##### DATA BLOCK
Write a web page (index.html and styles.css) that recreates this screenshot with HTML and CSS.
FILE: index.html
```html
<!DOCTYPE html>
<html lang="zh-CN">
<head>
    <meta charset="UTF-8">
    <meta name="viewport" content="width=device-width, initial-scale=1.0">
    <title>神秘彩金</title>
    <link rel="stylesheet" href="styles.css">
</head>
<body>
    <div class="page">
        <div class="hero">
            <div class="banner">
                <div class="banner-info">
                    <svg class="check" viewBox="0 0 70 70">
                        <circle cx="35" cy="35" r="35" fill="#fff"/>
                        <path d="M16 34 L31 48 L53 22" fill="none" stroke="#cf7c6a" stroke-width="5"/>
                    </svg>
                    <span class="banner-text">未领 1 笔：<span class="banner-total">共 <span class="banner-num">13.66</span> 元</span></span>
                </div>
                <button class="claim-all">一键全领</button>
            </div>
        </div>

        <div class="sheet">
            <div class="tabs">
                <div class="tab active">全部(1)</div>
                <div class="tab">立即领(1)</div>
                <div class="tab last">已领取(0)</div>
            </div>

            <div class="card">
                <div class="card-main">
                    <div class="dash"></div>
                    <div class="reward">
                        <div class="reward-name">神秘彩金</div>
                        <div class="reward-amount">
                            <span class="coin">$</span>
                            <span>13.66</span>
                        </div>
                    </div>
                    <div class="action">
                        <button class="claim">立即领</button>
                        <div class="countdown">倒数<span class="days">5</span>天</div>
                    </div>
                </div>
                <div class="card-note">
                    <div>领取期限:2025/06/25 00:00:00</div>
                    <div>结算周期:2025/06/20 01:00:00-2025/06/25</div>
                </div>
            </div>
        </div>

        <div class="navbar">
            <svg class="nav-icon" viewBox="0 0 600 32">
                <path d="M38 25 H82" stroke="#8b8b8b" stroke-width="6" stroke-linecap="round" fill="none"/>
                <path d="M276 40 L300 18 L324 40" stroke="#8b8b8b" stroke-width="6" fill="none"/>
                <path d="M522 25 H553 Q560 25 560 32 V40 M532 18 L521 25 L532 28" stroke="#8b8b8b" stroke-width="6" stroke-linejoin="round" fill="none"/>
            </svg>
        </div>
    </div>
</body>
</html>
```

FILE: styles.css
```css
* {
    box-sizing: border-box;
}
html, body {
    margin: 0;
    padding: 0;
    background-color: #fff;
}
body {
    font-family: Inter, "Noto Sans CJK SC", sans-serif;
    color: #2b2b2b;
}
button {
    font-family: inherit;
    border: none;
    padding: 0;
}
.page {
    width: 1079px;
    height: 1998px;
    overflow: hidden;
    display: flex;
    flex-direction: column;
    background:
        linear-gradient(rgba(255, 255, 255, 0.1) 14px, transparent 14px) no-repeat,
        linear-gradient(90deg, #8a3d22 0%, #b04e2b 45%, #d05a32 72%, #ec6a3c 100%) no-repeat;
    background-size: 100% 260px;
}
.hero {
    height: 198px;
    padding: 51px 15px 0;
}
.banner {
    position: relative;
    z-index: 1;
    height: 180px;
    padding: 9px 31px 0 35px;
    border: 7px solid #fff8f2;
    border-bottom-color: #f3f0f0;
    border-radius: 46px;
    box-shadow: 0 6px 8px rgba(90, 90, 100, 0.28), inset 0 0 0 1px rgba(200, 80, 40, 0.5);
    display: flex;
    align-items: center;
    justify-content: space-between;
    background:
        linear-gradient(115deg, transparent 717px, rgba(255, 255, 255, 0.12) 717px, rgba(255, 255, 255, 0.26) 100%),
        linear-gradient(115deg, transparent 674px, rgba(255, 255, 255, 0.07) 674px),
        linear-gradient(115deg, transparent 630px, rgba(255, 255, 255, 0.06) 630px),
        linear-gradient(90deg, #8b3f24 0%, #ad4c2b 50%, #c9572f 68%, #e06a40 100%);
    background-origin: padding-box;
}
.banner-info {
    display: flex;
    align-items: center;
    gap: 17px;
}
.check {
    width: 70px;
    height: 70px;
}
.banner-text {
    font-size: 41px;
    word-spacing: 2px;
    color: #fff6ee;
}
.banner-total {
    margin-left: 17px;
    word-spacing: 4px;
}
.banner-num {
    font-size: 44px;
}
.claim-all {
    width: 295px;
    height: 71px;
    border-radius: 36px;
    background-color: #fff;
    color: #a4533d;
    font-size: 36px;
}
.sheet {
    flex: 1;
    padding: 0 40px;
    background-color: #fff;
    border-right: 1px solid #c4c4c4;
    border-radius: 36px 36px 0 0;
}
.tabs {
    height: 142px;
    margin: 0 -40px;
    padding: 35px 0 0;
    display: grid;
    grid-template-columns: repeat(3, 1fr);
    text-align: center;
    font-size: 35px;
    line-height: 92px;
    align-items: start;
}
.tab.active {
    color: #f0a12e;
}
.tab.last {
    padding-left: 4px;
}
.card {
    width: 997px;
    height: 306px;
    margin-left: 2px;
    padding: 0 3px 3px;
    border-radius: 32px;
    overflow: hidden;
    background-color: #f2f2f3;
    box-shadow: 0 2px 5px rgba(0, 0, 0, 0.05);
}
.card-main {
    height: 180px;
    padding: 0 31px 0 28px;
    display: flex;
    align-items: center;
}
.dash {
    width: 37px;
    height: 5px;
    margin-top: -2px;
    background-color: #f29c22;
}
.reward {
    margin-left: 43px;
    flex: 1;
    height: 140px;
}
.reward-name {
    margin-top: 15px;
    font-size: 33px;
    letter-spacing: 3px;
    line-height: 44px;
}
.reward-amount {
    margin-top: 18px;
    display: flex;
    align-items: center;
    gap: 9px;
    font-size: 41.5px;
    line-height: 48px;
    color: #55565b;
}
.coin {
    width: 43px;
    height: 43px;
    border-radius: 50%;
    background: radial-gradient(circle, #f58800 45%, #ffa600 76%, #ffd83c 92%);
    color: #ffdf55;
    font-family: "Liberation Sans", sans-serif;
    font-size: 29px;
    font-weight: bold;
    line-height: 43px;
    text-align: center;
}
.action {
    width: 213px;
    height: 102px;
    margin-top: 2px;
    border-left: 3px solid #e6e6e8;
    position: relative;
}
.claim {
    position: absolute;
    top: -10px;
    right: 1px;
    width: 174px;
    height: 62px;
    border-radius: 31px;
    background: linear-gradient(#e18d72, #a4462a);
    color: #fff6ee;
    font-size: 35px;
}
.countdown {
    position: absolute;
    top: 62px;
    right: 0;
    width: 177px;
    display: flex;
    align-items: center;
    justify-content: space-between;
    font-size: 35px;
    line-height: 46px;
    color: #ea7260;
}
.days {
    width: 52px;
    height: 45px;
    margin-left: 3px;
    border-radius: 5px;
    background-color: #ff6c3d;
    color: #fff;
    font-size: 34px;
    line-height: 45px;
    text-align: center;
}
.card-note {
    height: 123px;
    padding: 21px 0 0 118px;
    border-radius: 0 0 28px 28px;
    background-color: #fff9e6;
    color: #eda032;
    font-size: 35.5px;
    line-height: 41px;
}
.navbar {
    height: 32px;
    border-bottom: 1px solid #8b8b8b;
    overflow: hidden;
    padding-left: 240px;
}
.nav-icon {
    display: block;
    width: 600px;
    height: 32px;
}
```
##########
WRITTEN PROBLEM: Reproduce the data in full, exactly as presented.

RESULT OF THE TASK:
Write a web page (index.html and styles.css) that recreates this screenshot with HTML and CSS.
FILE: index.html
```html
<!DOCTYPE html>
<html lang="zh-CN">
<head>
    <meta charset="UTF-8">
    <meta name="viewport" content="width=device-width, initial-scale=1.0">
    <title>神秘彩金</title>
    <link rel="stylesheet" href="styles.css">
</head>
<body>
    <div class="page">
        <div class="hero">
            <div class="banner">
                <div class="banner-info">
                    <svg class="check" viewBox="0 0 70 70">
                        <circle cx="35" cy="35" r="35" fill="#fff"/>
                        <path d="M16 34 L31 48 L53 22" fill="none" stroke="#cf7c6a" stroke-width="5"/>
                    </svg>
                    <span class="banner-text">未领 1 笔：<span class="banner-total">共 <span class="banner-num">13.66</span> 元</span></span>
                </div>
                <button class="claim-all">一键全领</button>
            </div>
        </div>

        <div class="sheet">
            <div class="tabs">
                <div class="tab active">全部(1)</div>
                <div class="tab">立即领(1)</div>
                <div class="tab last">已领取(0)</div>
            </div>

            <div class="card">
                <div class="card-main">
                    <div class="dash"></div>
                    <div class="reward">
                        <div class="reward-name">神秘彩金</div>
                        <div class="reward-amount">
                            <span class="coin">$</span>
                            <span>13.66</span>
                        </div>
                    </div>
                    <div class="action">
                        <button class="claim">立即领</button>
                        <div class="countdown">倒数<span class="days">5</span>天</div>
                    </div>
                </div>
                <div class="card-note">
                    <div>领取期限:2025/06/25 00:00:00</div>
                    <div>结算周期:2025/06/20 01:00:00-2025/06/25</div>
                </div>
            </div>
        </div>

        <div class="navbar">
            <svg class="nav-icon" viewBox="0 0 600 32">
                <path d="M38 25 H82" stroke="#8b8b8b" stroke-width="6" stroke-linecap="round" fill="none"/>
                <path d="M276 40 L300 18 L324 40" stroke="#8b8b8b" stroke-width="6" fill="none"/>
                <path d="M522 25 H553 Q560 25 560 32 V40 M532 18 L521 25 L532 28" stroke="#8b8b8b" stroke-width="6" stroke-linejoin="round" fill="none"/>
            </svg>
        </div>
    </div>
</body>
</html>
```

FILE: styles.css
```css
* {
    box-sizing: border-box;
}
html, body {
    margin: 0;
    padding: 0;
    background-color: #fff;
}
body {
    font-family: Inter, "Noto Sans CJK SC", sans-serif;
    color: #2b2b2b;
}
button {
    font-family: inherit;
    border: none;
    padding: 0;
}
.page {
    width: 1079px;
    height: 1998px;
    overflow: hidden;
    display: flex;
    flex-direction: column;
    background:
        linear-gradient(rgba(255, 255, 255, 0.1) 14px, transparent 14px) no-repeat,
        linear-gradient(90deg, #8a3d22 0%, #b04e2b 45%, #d05a32 72%, #ec6a3c 100%) no-repeat;
    background-size: 100% 260px;
}
.hero {
    height: 198px;
    padding: 51px 15px 0;
}
.banner {
    position: relative;
    z-index: 1;
    height: 180px;
    padding: 9px 31px 0 35px;
    border: 7px solid #fff8f2;
    border-bottom-color: #f3f0f0;
    border-radius: 46px;
    box-shadow: 0 6px 8px rgba(90, 90, 100, 0.28), inset 0 0 0 1px rgba(200, 80, 40, 0.5);
    display: flex;
    align-items: center;
    justify-content: space-between;
    background:
        linear-gradient(115deg, transparent 717px, rgba(255, 255, 255, 0.12) 717px, rgba(255, 255, 255, 0.26) 100%),
        linear-gradient(115deg, transparent 674px, rgba(255, 255, 255, 0.07) 674px),
        linear-gradient(115deg, transparent 630px, rgba(255, 255, 255, 0.06) 630px),
        linear-gradient(90deg, #8b3f24 0%, #ad4c2b 50%, #c9572f 68%, #e06a40 100%);
    background-origin: padding-box;
}
.banner-info {
    display: flex;
    align-items: center;
    gap: 17px;
}
.check {
    width: 70px;
    height: 70px;
}
.banner-text {
    font-size: 41px;
    word-spacing: 2px;
    color: #fff6ee;
}
.banner-total {
    margin-left: 17px;
    word-spacing: 4px;
}
.banner-num {
    font-size: 44px;
}
.claim-all {
    width: 295px;
    height: 71px;
    border-radius: 36px;
    background-color: #fff;
    color: #a4533d;
    font-size: 36px;
}
.sheet {
    flex: 1;
    padding: 0 40px;
    background-color: #fff;
    border-right: 1px solid #c4c4c4;
    border-radius: 36px 36px 0 0;
}
.tabs {
    height: 142px;
    margin: 0 -40px;
    padding: 35px 0 0;
    display: grid;
    grid-template-columns: repeat(3, 1fr);
    text-align: center;
    font-size: 35px;
    line-height: 92px;
    align-items: start;
}
.tab.active {
    color: #f0a12e;
}
.tab.last {
    padding-left: 4px;
}
.card {
    width: 997px;
    height: 306px;
    margin-left: 2px;
    padding: 0 3px 3px;
    border-radius: 32px;
    overflow: hidden;
    background-color: #f2f2f3;
    box-shadow: 0 2px 5px rgba(0, 0, 0, 0.05);
}
.card-main {
    height: 180px;
    padding: 0 31px 0 28px;
    display: flex;
    align-items: center;
}
.dash {
    width: 37px;
    height: 5px;
    margin-top: -2px;
    background-color: #f29c22;
}
.reward {
    margin-left: 43px;
    flex: 1;
    height: 140px;
}
.reward-name {
    margin-top: 15px;
    font-size: 33px;
    letter-spacing: 3px;
    line-height: 44px;
}
.reward-amount {
    margin-top: 18px;
    display: flex;
    align-items: center;
    gap: 9px;
    font-size: 41.5px;
    line-height: 48px;
    color: #55565b;
}
.coin {
    width: 43px;
    height: 43px;
    border-radius: 50%;
    background: radial-gradient(circle, #f58800 45%, #ffa600 76%, #ffd83c 92%);
    color: #ffdf55;
    font-family: "Liberation Sans", sans-serif;
    font-size: 29px;
    font-weight: bold;
    line-height: 43px;
    text-align: center;
}
.action {
    width: 213px;
    height: 102px;
    margin-top: 2px;
    border-left: 3px solid #e6e6e8;
    position: relative;
}
.claim {
    position: absolute;
    top: -10px;
    right: 1px;
    width: 174px;
    height: 62px;
    border-radius: 31px;
    background: linear-gradient(#e18d72, #a4462a);
    color: #fff6ee;
    font-size: 35px;
}
.countdown {
    position: absolute;
    top: 62px;
    right: 0;
    width: 177px;
    display: flex;
    align-items: center;
    justify-content: space-between;
    font-size: 35px;
    line-height: 46px;
    color: #ea7260;
}
.days {
    width: 52px;
    height: 45px;
    margin-left: 3px;
    border-radius: 5px;
    background-color: #ff6c3d;
    color: #fff;
    font-size: 34px;
    line-height: 45px;
    text-align: center;
}
.card-note {
    height: 123px;
    padding: 21px 0 0 118px;
    border-radius: 0 0 28px 28px;
    background-color: #fff9e6;
    color: #eda032;
    font-size: 35.5px;
    line-height: 41px;
}
.navbar {
    height: 32px;
    border-bottom: 1px solid #8b8b8b;
    overflow: hidden;
    padding-left: 240px;
}
.nav-icon {
    display: block;
    width: 600px;
    height: 32px;
}
```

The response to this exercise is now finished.